Late July – early August. The Ukrainian Cabinet of Ministers increased employment period for education, healthcare and social security employees before they become eligible to retire.

According to the relevant decree, the required period will annually be increased by half a year on April 1 – until 2024. As a result, the period will be extended to 30 years by 2024 (versus the current 25.5 years).  

The decision meets the best traditions of “the methods of manipulation” of public opinion. In this case, the matter concerns two such methods – “gradual application” and “delayed implementation”. The retirement age increase is protracted for a decade and it initially applies to certain categories of employees, not to everyone. It is especially convenient for dividing and ruling the multitude adhering to the principle “it's not my funeral”. The goal is clear – to reduce expenses for the needs that corporations think are ineffective.

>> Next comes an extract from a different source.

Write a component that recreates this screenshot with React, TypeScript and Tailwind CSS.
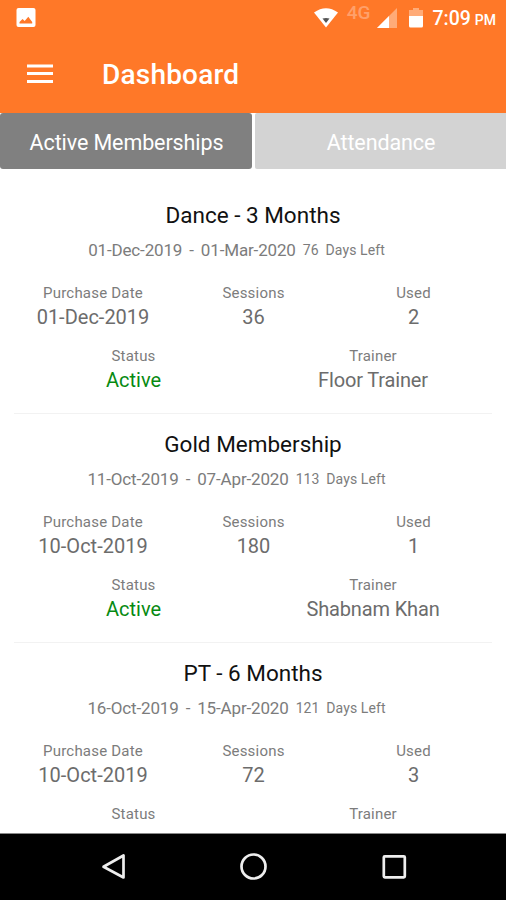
type Membership = {
  title: string; from: string; to: string; days: string;
  purchased: string; sessions: string; used: string; trainer: string;
};

const memberships: Membership[] = [
  { title: "Dance - 3 Months", from: "01-Dec-2019", to: "01-Mar-2020", days: "76", purchased: "01-Dec-2019", sessions: "36", used: "2", trainer: "Floor Trainer" },
  { title: "Gold Membership", from: "11-Oct-2019", to: "07-Apr-2020", days: "113", purchased: "10-Oct-2019", sessions: "180", used: "1", trainer: "Shabnam Khan" },
  { title: "PT - 6 Months", from: "16-Oct-2019", to: "15-Apr-2020", days: "121", purchased: "10-Oct-2019", sessions: "72", used: "3", trainer: "" },
];

function Field({ label, value, tone = "text-[#6c6c6c]" }: { label: string; value: string; tone?: string }) {
  return (
    <div className="flex flex-col items-center whitespace-nowrap">
      <span className="h-6 text-[15px] leading-6 tracking-[0.2px] text-[#7c7c7c]">{label}</span>
      <span className={`h-6 text-[20px] leading-6 ${tone}`}>{value}</span>
    </div>
  );
}

function Card({ m }: { m: Membership }) {
  return (
    <section className="mx-3.5 h-[229.3px] shrink-0 border-b border-[#f2f2f2] pt-4">
      <h2 className="h-7 text-center text-[22.5px] leading-7 text-[#111]">{m.title}</h2>
      <div className="mt-[10px] flex h-6 items-center justify-center whitespace-nowrap pr-[33px] text-[17px] tracking-[-0.15px] text-[#7c7c7c]">
        <span>{m.from}</span>
        <span className="mx-[7px]">-</span>
        <span>{m.to}</span>
        <span className="-mt-px ml-[7px] text-[14px] tracking-normal">{m.days}</span>
        <span className="-mt-px ml-[7px] text-[14px] tracking-[0.1px]">Days Left</span>
      </div>
      <div className="mt-[18px] grid grid-cols-[158px_163px_157px]">
        <Field label="Purchase Date" value={m.purchased} />
        <Field label="Sessions" value={m.sessions} />
        <Field label="Used" value={m.used} />
      </div>
      <div className="mt-[15px] grid grid-cols-[239px_240px]">
        <Field label="Status" value={m.trainer ? "Active" : ""} tone="text-[#078a12]" />
        <Field label="Trainer" value={m.trainer} tone="text-[#6c6c6c] tracking-[-0.15px]" />
      </div>
    </section>
  );
}

export default function App() {
  return (
    <div className="flex h-[900px] w-[506px] flex-col overflow-hidden bg-white font-[Roboto,sans-serif]">
      <header className="h-[113px] shrink-0 bg-[#ff7828] text-white">
        <div className="flex h-9 items-center pl-4 pr-[10px]">
          <svg width="20" height="20" viewBox="0 0 20 20">
            <rect x="0.5" y="0" width="19" height="19" rx="2" fill="#fff" />
            <path d="M3.5 15.5V14l3-3 2.2 2 3.6-4.3 3.9 5.3v1.5z" fill="#ff7828" />
          </svg>
          <svg className="ml-auto" width="26" height="20" viewBox="0 0 26 20">
            <path d="M1 4.500Q13-4 25 4.500L13 19.500z" fill="#fff" />
            <path d="M9.500 10.500Q13 9.300 16.500 10.500L13 15z" fill="#555" />
          </svg>
          <span className="-mt-[10px] ml-[8px] text-[19px] font-medium text-[#ffa06a]">4G</span>
          <svg className="ml-[7px]" width="20" height="20" viewBox="0 0 20 20">
            <path d="M0 20L20 0V20z" fill="#ffab78" />
            <path d="M0 20L12 8V20z" fill="#fff" />
          </svg>
          <svg className="ml-[12px]" width="14" height="20" viewBox="0 0 14 20">
            <path d="M0 2H4V0H10V2H14V9H0z" fill="#ffab78" />
            <path d="M0 8H14V18Q14 19.500 12.500 19.500H1.500Q0 19.500 0 18z" fill="#fff" />
          </svg>
          <span className="ml-[9px] mt-px text-[19.5px] font-medium">7:09</span>
          <span className="ml-1 mt-[4px] text-[14px] font-medium">PM</span>
        </div>
        <div className="flex h-[77px] items-center pl-[27px]">
          <svg className="-mt-[2px]" width="26" height="20" viewBox="0 0 26 20">
            <path d="M0 2H26M0 9.500H26M0 17.500H26" stroke="#fff" strokeWidth="3" />
          </svg>
          <h1 className="ml-[49px] text-[28px] font-medium tracking-[0.2px]">Dashboard</h1>
        </div>
      </header>
      <nav className="flex h-14 shrink-0 gap-[3px] text-[21.5px] tracking-[-0.1px] text-white">
        <button className="flex h-14 w-[252px] items-center justify-center rounded-[3px] bg-[#808080] pl-px pt-[4px]">Active Memberships</button>
        <button className="flex h-14 w-[251px] items-center justify-center rounded-l-[2px] bg-[#d3d3d3] pl-px pt-[4px]">Attendance</button>
      </nav>
      <main className="flex min-h-0 flex-1 flex-col overflow-hidden pt-[15.500px]">
        {memberships.map((m) => <Card key={m.title} m={m} />)}
      </main>
      <footer className="flex h-[67px] shrink-0 items-center justify-center border-t border-[#888] bg-black">
        <svg width="506" height="66" viewBox="0 0 506 66" fill="none" stroke="#eee" strokeWidth="2.700">
          <path d="M123.500 21.500V43.500L103.500 32.800z" strokeLinejoin="round" />
          <circle cx="253.500" cy="32.500" r="12" />
          <rect x="383.800" y="22.300" width="21" height="21" rx="1" />
        </svg>
      </footer>
    </div>
  );
}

Therefore, the decline in the Pension Fund's deficit from 19 billion UAH in early 2015 to 15.1 billion UAH after the first two quarters of 2015 was registered due to reduction in expenses rather than growth in contributions. Mykola Shambir, First Deputy Chairman of the Pension Fund of Ukraine, states that the expenses dropped due to the amendments to the legislation on reduction and suspension of special benefits and restriction of benefits for the working pensioners, as well as at the expense of the benefits of those who live in the anti-terrorist operation zone and have not been registered in the territories controlled by the Ukrainian authorities.

It should be noted that either the first deputy chairman of the Pension Fund of Ukraine is unaware of the ongoing processes at the Cabinet (particularly, the Cabinet's decree No.529 dated July 29) or he deliberately misleads the public, stating that “the retirement age will not be increased and one should expect the retirement benefits to rise starting from December 1, as envisaged by the state budget.”

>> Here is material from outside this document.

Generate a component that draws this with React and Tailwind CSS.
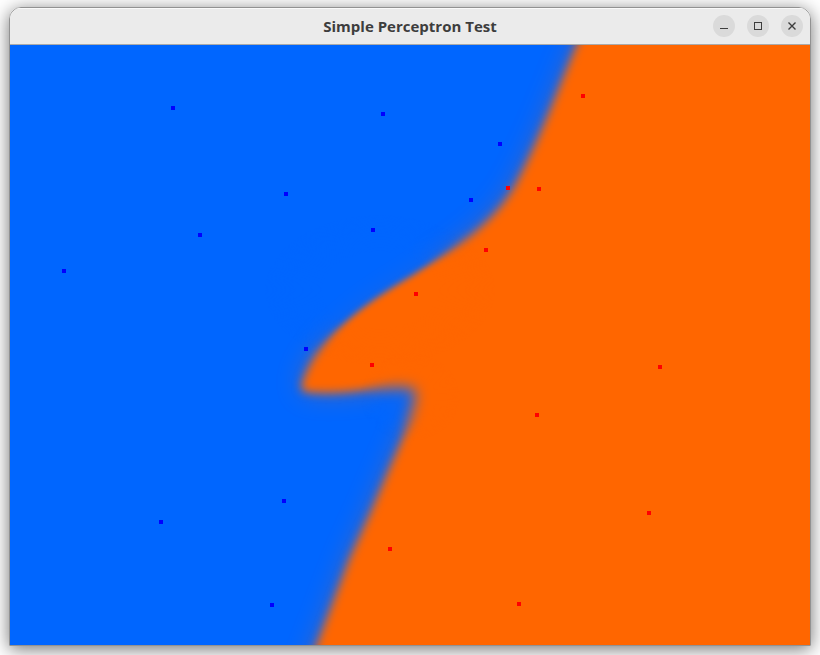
import React from "react";

const BLUE_POINTS = [
  [163, 63], [373, 69], [490, 99], [276, 149], [461, 155], [363, 185], [190, 190],
  [54, 226], [296, 304], [274, 456], [151, 477], [262, 560],
];

const RED_POINTS = [
  [573, 51], [498, 143], [529, 144], [476, 205], [406, 249], [362, 320],
  [650, 322], [527, 370], [639, 468], [380, 504], [509, 559],
];

const REGION =
  "M594 -60 L567 0 C548 44 534 86 505 141 C494 159 485 169 471 182 C453 198 434 210 403 230 C380 244 357 258 337 276 C318 292 303 312 297 326 C292 336 288 347 297 347 C316 349 340 347 360 344 C376 342 394 341 402 343 C409 346 405 356 402 366 C397 386 390 400 379 425 L361 467 L340 513 L307 600 L283 660 L900 660 L900 -60 Z";

function Points({ points, color }) {
  return points.map(([x, y]) => (
    <rect key={`${x}-${y}`} x={x - 2} y={y - 2} width="4" height="4" fill={color} shapeRendering="crispEdges" />
  ));
}

function BlurFilter({ id, amount }) {
  return (
    <filter id={id} filterUnits="userSpaceOnUse" x="-60" y="-60" width="960" height="720" colorInterpolationFilters="sRGB">
      <feGaussianBlur stdDeviation={amount} />
    </filter>
  );
}

function DecisionMap() {
  return (
    <svg viewBox="0 0 800 600" className="block w-full bg-[#0066ff]" role="img" aria-label="Decision regions">
      <defs>
        <BlurFilter id="crisp" amount="3" />
        <BlurFilter id="soft" amount="5" />
        <BlurFilter id="hazy" amount="7" />
        <BlurFilter id="wide" amount="14" />
        <radialGradient id="fade">
          <stop offset="0.5" stopColor="#fff" />
          <stop offset="1" stopColor="#000" />
        </radialGradient>
        <mask id="steep" maskUnits="userSpaceOnUse" x="0" y="0" width="800" height="600">
          <ellipse cx="370" cy="245" rx="115" ry="75" fill="url(#fade)" />
        </mask>
        <mask id="gentle" maskUnits="userSpaceOnUse" x="0" y="0" width="800" height="600">
          <ellipse cx="400" cy="352" rx="50" ry="44" fill="url(#fade)" />
        </mask>
      </defs>
      <path d={REGION} fill="#ff6600" filter="url(#wide)" opacity="0.35" />
      <path d={REGION} fill="#ff6600" filter="url(#soft)" />
      <g mask="url(#steep)">
        <rect width="800" height="600" fill="#0066ff" />
        <path d={REGION} fill="#ff6600" filter="url(#wide)" opacity="0.12" />
        <path d={REGION} fill="#ff6600" filter="url(#crisp)" />
      </g>
      <g mask="url(#gentle)">
        <rect width="800" height="600" fill="#0066ff" />
        <path d={REGION} fill="#ff6600" filter="url(#wide)" opacity="0.2" />
        <path d={REGION} fill="#ff6600" filter="url(#hazy)" />
      </g>
      <Points points={BLUE_POINTS} color="#0000ff" />
      <Points points={RED_POINTS} color="#ff0000" />
    </svg>
  );
}

function WindowButton({ label, children }) {
  return (
    <button type="button" aria-label={label} className="size-[22px] rounded-full bg-[#dadada] text-[#3d3d3d]">
      <svg viewBox="0 0 22 22" className="block size-full" fill="none" stroke="currentColor">
        {children}
      </svg>
    </button>
  );
}

export default function App() {
  return (
    <main className="min-h-screen overflow-hidden bg-white px-[9px] pt-[7px] pb-2 font-['Open_Sans','Noto_Sans',sans-serif]">
      <section className="overflow-hidden rounded-t-xl border border-[#929292] shadow-[0_3px_18px_rgba(0,0,0,0.55)]">
        <header className="grid h-[37px] grid-cols-[1fr_auto_1fr] items-center border-t border-b border-t-[#f9f9f9] border-b-[#aaaaaa] bg-[#ebebeb] px-[7px] pb-0.5">
          <h1 className="col-start-2 text-[15px] leading-5 font-bold text-[#3d3d3d]">Simple Perceptron Test</h1>
          <div className="flex justify-end gap-3">
            <WindowButton label="Minimize">
              <path d="M7 13.5h8" />
            </WindowButton>
            <WindowButton label="Maximize">
              <rect x="7.5" y="7.5" width="7" height="7" />
            </WindowButton>
            <WindowButton label="Close">
              <path d="M7.5 7.5l7 7M14.5 7.5l-7 7" strokeWidth="1.4" />
            </WindowButton>
          </div>
        </header>
        <DecisionMap />
      </section>
    </main>
  );
}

According to the Institute for Demography and Social Studies, the maximum effect of the retirement age growth will be visible in 2021. Lidia Tkachenko, a senior researcher at the Ptoukha Institute for Demography and Social Studies of the National Academy of Sciences of Ukraine, says: “…when we reach the female retirement age at 60, we will see the maximum effect of the cutback in pension expenditures. The saving will make up 1.5−2% of the country's GDP. Certainly, this figure is insignificant, but it is a long-term effect.”

As regards men, the effect is close to the maximum level — the male retirement age already exceeds the average lifespan by 2.6 years (122nd place among 192 countries). The country is obviously being turned into “an afterworld” and the male population is offered to count off by “Heaven’s Hundred Heroes”.

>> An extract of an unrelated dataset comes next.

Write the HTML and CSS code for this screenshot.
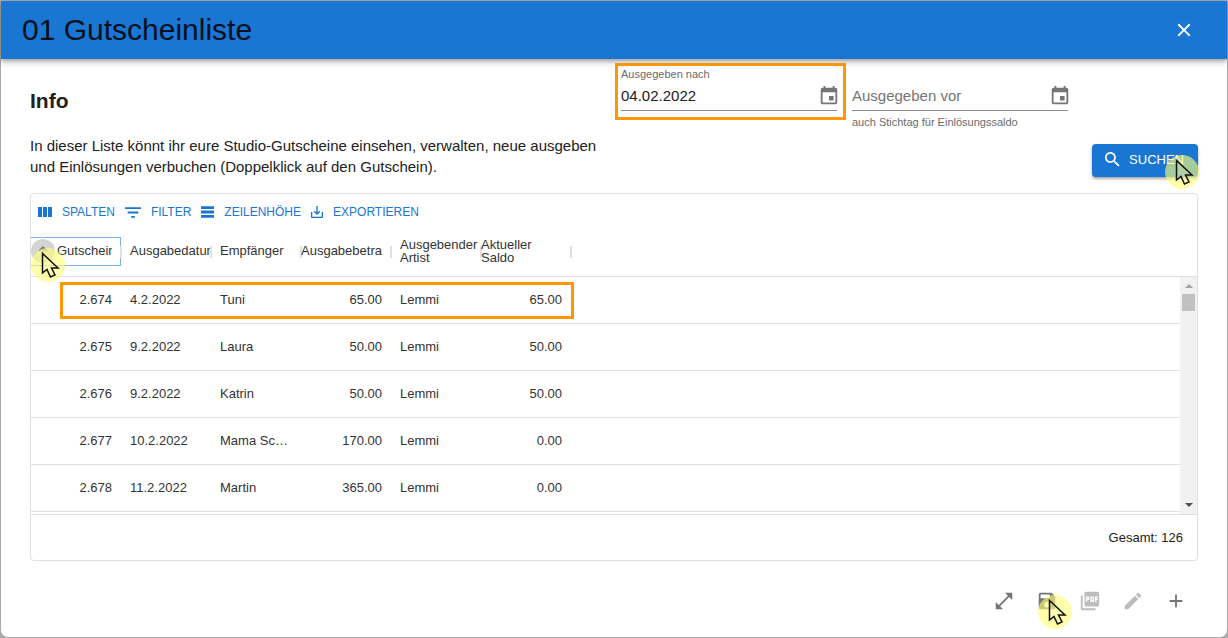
FILE: index.html
```html
<!DOCTYPE html>
<html lang="de">
<head>
<meta charset="utf-8">
<title>Gutscheinliste</title>
<link rel="stylesheet" href="styles.css">
</head>
<body>
<svg class="defs" aria-hidden="true">
  <symbol id="pointer" viewBox="0 0 36 36">
    <circle cx="18" cy="18" r="17" fill="rgb(255,255,120)" fill-opacity=".62"/>
    <path d="M12.500 6.500v19.500l4.500-3.500 3.500 7.500 4.500-2-3.500-7h6.500z" fill="#fff" fill-opacity=".1" stroke="#111" stroke-width="1.500"/>
  </symbol>
  <symbol id="event" viewBox="0 0 24 24">
    <path d="M17 12h-5v5h5v-5zM16 1v2H8V1H6v2H5c-1.110 0-1.990.9-1.990 2L3 19c0 1.100.89 2 2 2h14c1.100 0 2-.9 2-2V5c0-1.100-.9-2-2-2h-1V1h-2zm3 18H5V8h14v11z"/>
  </symbol>
</svg>
<main class="dialog">
  <header class="bar">
    <h1 class="bar-title">01 Gutscheinliste</h1>
    <button class="icon-btn close" aria-label="Schließen">
      <svg class="icon" viewBox="0 0 24 24"><path d="M19 6.410L17.590 5 12 10.590 6.410 5 5 6.410 10.590 12 5 17.590 6.410 19 12 13.410 17.590 19 19 17.590 13.410 12z"/></svg>
    </button>
  </header>

  <section class="top">
    <div class="info">
      <h2 class="info-title">Info</h2>
      <p class="info-text">In dieser Liste könnt ihr eure Studio-Gutscheine einsehen, verwalten, neue ausgeben und Einlösungen verbuchen (Doppelklick auf den Gutschein).</p>
    </div>
    <form class="search">
      <div class="fields">
        <div class="field marked">
          <label class="field-label" for="from">Ausgegeben nach</label>
          <div class="field-row">
            <input class="field-input" id="from" type="text" value="04.02.2022">
            <button class="icon-btn date" type="button" aria-label="Datum wählen"><svg class="icon"><use href="#event"/></svg></button>
          </div>
        </div>
        <div class="field">
          <span class="field-label"></span>
          <div class="field-row">
            <input class="field-input" id="to" type="text" placeholder="Ausgegeben vor" aria-label="Ausgegeben vor" aria-describedby="to-help">
            <button class="icon-btn date" type="button" aria-label="Datum wählen"><svg class="icon"><use href="#event"/></svg></button>
          </div>
          <span class="field-help" id="to-help">auch Stichtag für Einlösungssaldo</span>
        </div>
      </div>
      <button class="submit" type="button">
        <svg class="submit-icon" viewBox="3 3 18 18"><path d="M15.500 14h-.79l-.28-.27C15.410 12.590 16 11.110 16 9.500 16 5.910 13.090 3 9.500 3S3 5.910 3 9.500 5.910 16 9.500 16c1.610 0 3.090-.59 4.230-1.570l.27.28v.79l5 4.990L20.490 19l-4.990-5zm-6 0C7.010 14 5 11.990 5 9.500S7.010 5 9.500 5 14 7.010 14 9.500 11.990 14 9.500 14z"/></svg>
        SUCHEN
        <svg class="pointer on-submit"><use href="#pointer"/></svg>
      </button>
    </form>
  </section>

  <section class="grid">
    <div class="tools">
      <button class="tool"><svg width="14" height="10" viewBox="0 0 14 10"><path d="M0 0h4v10H0zM5 0h4v10H5zM10 0h4v10h-4z"/></svg>SPALTEN</button>
      <button class="tool"><svg width="16" height="11" viewBox="3 6 18 12"><path d="M10 18h4v-2h-4v2zM3 6v2h18V6H3zm3 7h12v-2H6v2z"/></svg>FILTER</button>
      <button class="tool"><svg width="13" height="12" viewBox="3 4 18 16"><path d="M21 8H3V4h18v4zm0 2H3v4h18v-4zm0 6H3v4h18v-4z"/></svg>ZEILENHÖHE</button>
      <button class="tool"><svg width="12" height="12" viewBox="3 3 18 18"><path d="M19 12v7H5v-7H3v7c0 1.100.9 2 2 2h14c1.100 0 2-.9 2-2v-7h-2zm-6 .67l2.590-2.580L17 11.500l-5 5-5-5 1.410-1.410L11 12.670V3h2z"/></svg>EXPORTIEREN</button>
    </div>
    <div class="rows">
      <table class="table">
        <colgroup><col class="col"><col class="col"><col class="col"><col class="col"><col class="col"><col class="col"><col></colgroup>
        <thead>
          <tr>
            <th class="head sorted">
              <div class="sort-box">
                <button class="sort" aria-label="Sortieren"><svg width="12" height="12" viewBox="0 0 12 12"><path d="M6 11V2M2 6l4-4 4 4" fill="none" stroke="#777" stroke-width="1.500"/></svg></button>
                <span class="clip">Gutschein</span>
                <svg class="pointer on-sort"><use href="#pointer"/></svg>
              </div>
            </th>
            <th class="head"><div class="clip wide">Ausgabedatum</div></th>
            <th class="head"><div class="clip">Empfänger</div></th>
            <th class="head flush"><div class="clip">Ausgabebetrag</div></th>
            <th class="head wrap">Ausgebender Artist</th>
            <th class="head flush wrap">Aktueller Saldo</th>
            <th class="rest"></th>
          </tr>
        </thead>
        <tbody>
          <tr><td class="num">2.674</td><td>4.2.2022</td><td>Tuni</td><td class="num">65.00</td><td>Lemmi</td><td class="num">65.00</td><td></td></tr>
          <tr><td class="num">2.675</td><td>9.2.2022</td><td>Laura</td><td class="num">50.00</td><td>Lemmi</td><td class="num">50.00</td><td></td></tr>
          <tr><td class="num">2.676</td><td>9.2.2022</td><td>Katrin</td><td class="num">50.00</td><td>Lemmi</td><td class="num">50.00</td><td></td></tr>
          <tr><td class="num">2.677</td><td>10.2.2022</td><td>Mama Sc…</td><td class="num">170.00</td><td>Lemmi</td><td class="num">0.00</td><td></td></tr>
          <tr><td class="num">2.678</td><td>11.2.2022</td><td>Martin</td><td class="num">365.00</td><td>Lemmi</td><td class="num">0.00</td><td></td></tr>
        </tbody>
      </table>
      <div class="row-mark"></div>
      <div class="scroll">
        <svg width="8" height="4" viewBox="0 0 8 4"><path d="M0 4l4-4 4 4z" fill="#a3a3a3"/></svg>
        <div class="thumb"></div>
        <svg width="8" height="4" viewBox="0 0 8 4"><path d="M0 0h8L4 4z" fill="#505050"/></svg>
      </div>
    </div>
    <footer class="total">Gesamt: 126</footer>
  </section>

  <nav class="actions">
    <button class="icon-btn action" aria-label="Vergrößern"><svg class="icon" viewBox="0 0 24 24"><path d="M21 11V3h-8l3.290 3.290-10 10L3 13v8h8l-3.290-3.290 10-10z"/></svg></button>
    <button class="icon-btn action" aria-label="Speichern"><svg class="icon" viewBox="0 0 24 24"><path d="M17 3H5c-1.110 0-2 .9-2 2v14c0 1.100.89 2 2 2h14c1.100 0 2-.9 2-2V7l-4-4zm-5 16c-1.660 0-3-1.340-3-3s1.340-3 3-3 3 1.340 3 3-1.340 3-3 3zm3-10H5V5h10v4z"/></svg><svg class="pointer on-save"><use href="#pointer"/></svg></button>
    <button class="icon-btn action" aria-label="PDF" disabled><svg class="icon" viewBox="0 0 24 24"><path d="M20 2H8c-1.100 0-2 .9-2 2v12c0 1.100.9 2 2 2h12c1.100 0 2-.9 2-2V4c0-1.100-.9-2-2-2zm-8.500 7.500c0 .83-.67 1.500-1.500 1.500H9v2H7.500V7H10c.83 0 1.500.67 1.500 1.500v1zm5 2c0 .83-.67 1.500-1.500 1.500h-2.500V7H15c.83 0 1.500.67 1.500 1.500v3zm4-3H19v1h1.500V11H19v2h-1.500V7h3v1.500zM9 9.500h1v-1H9v1zM4 6H2v14c0 1.100.9 2 2 2h14v-2H4V6zm10 5.500h1v-3h-1v3z"/></svg></button>
    <button class="icon-btn action" aria-label="Bearbeiten" disabled><svg class="icon" viewBox="0 0 24 24"><path d="M3 17.250V21h3.750L17.810 9.940l-3.750-3.750L3 17.250zM20.710 7.040c.39-.39.39-1.020 0-1.410l-2.340-2.340c-.39-.39-1.020-.39-1.410 0l-1.830 1.830 3.750 3.750 1.830-1.830z"/></svg></button>
    <button class="icon-btn action" aria-label="Hinzufügen"><svg class="icon" viewBox="0 0 24 24"><path d="M19 13h-6v6h-2v-6H5v-2h6V5h2v6h6v2z"/></svg></button>
  </nav>
</main>
</body>
</html>
```

FILE: styles.css
```css
*, *::after { box-sizing: border-box; }
body {
  margin: 0;
  background: #aaa;
  color: #212121;
  font-family: "Liberation Sans", Arial, sans-serif;
  font-size: 13px;
}
button, input { font: inherit; color: inherit; border: 0; background: none; padding: 0; }
svg { display: block; fill: currentColor; flex: none; }
.defs { display: none; }
.dialog {
  min-height: 100vh;
  display: flex;
  flex-direction: column;
  background: #fff;
  border: 1px solid #aaa;
  border-radius: 0 0 8px 8px;
}

.bar {
  display: flex;
  align-items: center;
  justify-content: space-between;
  height: 58px;
  padding: 0 32px 0 21px;
  background: #1976d2;
  box-shadow: 0 2px 4px rgba(0, 0, 0, .3), 0 4px 8px rgba(0, 0, 0, .12);
}
.bar-title { margin: 0; font-size: 30px; font-weight: 400; color: #07101c; }
.icon-btn { display: flex; align-items: center; justify-content: center; position: relative; color: #757575; }
.icon-btn:disabled { color: #bdbdbd; }
.icon { width: 22px; height: 22px; }
.close { color: #fff; }

.top { display: grid; grid-template-columns: 1fr 1fr; padding: 0 29px; height: 134px; }
.info { padding: 30px 16px 0 0; }
.info-title { margin: 0; font-size: 21px; line-height: 24px; }
.info-text { margin: 22px 0 0; font-size: 15px; line-height: 21px; }
.search { padding: 8px 0 16px 7px; display: flex; flex-direction: column; justify-content: space-between; }
.fields { display: flex; gap: 15px; }
.field { width: 216px; position: relative; color: #6b6b6b; }
.field-label { display: block; height: 14px; font-size: 11px; line-height: 14px; }
.field-row { display: flex; height: 30px; border-bottom: 1px solid #8c8c8c; }
.field-input { flex: 1; min-width: 0; font-size: 15px; }
.marked .field-input { color: #212121; }
.field-input::placeholder { color: #757575; opacity: 1; }
.date { width: 16px; }
.field-help { display: block; margin-top: 4px; font-size: 11px; line-height: 14px; }
.marked::after {
  content: "";
  position: absolute;
  inset: -4px -9px auto -6px;
  height: 57px;
  border: 3px solid #ff9800;
  pointer-events: none;
}
.submit {
  position: relative;
  align-self: flex-end;
  display: flex;
  align-items: center;
  gap: 9px;
  height: 33px;
  padding: 0 14px 2px 13px;
  border-radius: 4px;
  background: #1976d2;
  box-shadow: 0 2px 3px rgba(0, 0, 0, .35);
  color: #fff;
}
.submit-icon { width: 15px; height: 15px; }
.pointer { position: absolute; width: 36px; height: 36px; pointer-events: none; z-index: 2; }
.on-submit { left: 72px; top: 10px; }
.on-sort { left: -1px; top: 9px; }
.on-save { left: 12px; top: 15px; }

.grid { margin: 0 29px; border: 1px solid #e0e0e0; border-radius: 4px; }
.tools { display: flex; gap: 10px; height: 32px; padding: 4px 7px 0; }
.tool { display: flex; align-items: center; gap: 10px; color: #1976d2; font-size: 12px; }
.rows { position: relative; padding-bottom: 2px; border-bottom: 1px solid #e0e0e0; }
.table { width: 100%; table-layout: fixed; border-collapse: separate; border-spacing: 0; color: #333; }
.col { width: 90px; }
th, td { padding: 0 9px; border-bottom: 1px solid #e0e0e0; text-align: left; white-space: nowrap; font-weight: 400; }
th { height: 51px; }
td { height: 47px; padding-bottom: 2px; }
.num { text-align: right; }
.head { position: relative; line-height: 13px; }
.head::after {
  content: "";
  position: absolute;
  right: -1px;
  top: 20px;
  width: 2px;
  height: 12px;
  background: #e0e0e0;
}
.clip { overflow: hidden; line-height: 18px; }
.wide { margin-right: -8px; }
.flush { padding-left: 0; }
.wrap { white-space: normal; padding-right: 4px; }
.sorted { padding: 0; }
.sort-box { position: relative; display: flex; align-items: center; gap: 2px; height: 29px; padding-right: 8px; border: 1px solid #7fb2e5; border-left: 0; }
.sort { display: flex; align-items: center; justify-content: center; width: 24px; height: 24px; border-radius: 50%; background: #d4d4d4; flex: none; }
.row-mark { position: absolute; left: 29px; top: 56px; width: 514px; height: 37px; border: 3px solid #ff9800; pointer-events: none; }
.scroll {
  position: absolute;
  right: 0;
  top: 51px;
  bottom: 0;
  width: 17px;
  padding: 7px 0;
  display: flex;
  flex-direction: column;
  align-items: center;
  background: #f1f1f1;
}
.thumb { width: 13px; height: 17px; margin: 6px 0 auto; background: #c1c1c1; }
.total { display: flex; align-items: center; justify-content: flex-end; height: 45px; padding-right: 14px; }

.actions { display: flex; justify-content: flex-end; padding: 18px 30px 0; }
.action { width: 43px; height: 44px; }
```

On August 1, the Hyatt Regency Kiev Hotel hosted a tacit-and-overt congress of the cream of the pre-war oligarchic community of Ukraine.

A flower is gradually shriveling in an unnatural habitat, which encourages frienemies to cooperate to defend their own interests. Some of the Ukrainian oligarchs have to defend themselves from the other part of the oligarchy, who have by chance received power in the country, and they are doing it within the competence determined by the US Embassy in Kiev.

The “deoligarchization” of Ukraine declared by President Poroshenko is fraught with truly tangible losses — it is quite natural when the fight against the competitors is being conducted by heavy odds, with administrative resources involved. Losses hit everyone, except the key fighter against the Ukrainian oligarchs (aka the president of Ukraine, aka the Ukrainian oligarch with the highest growth rates of assets value). No prisoners are to be taken. Poroshenko said in an interview with Le Monde that “it is not an agreement with the oligarchs, it is a fight.” Apparently, following the temporary settlement of a conflict with Kolomoisky (with the support of the US Embassy in Ukraine), Petro Poroshenko got dizzy from success.  But this won’t last forever. Probably, the “congress” at the Hyatt Hotel marks the dawn of the Second front of oligarchs against the incumbent regime.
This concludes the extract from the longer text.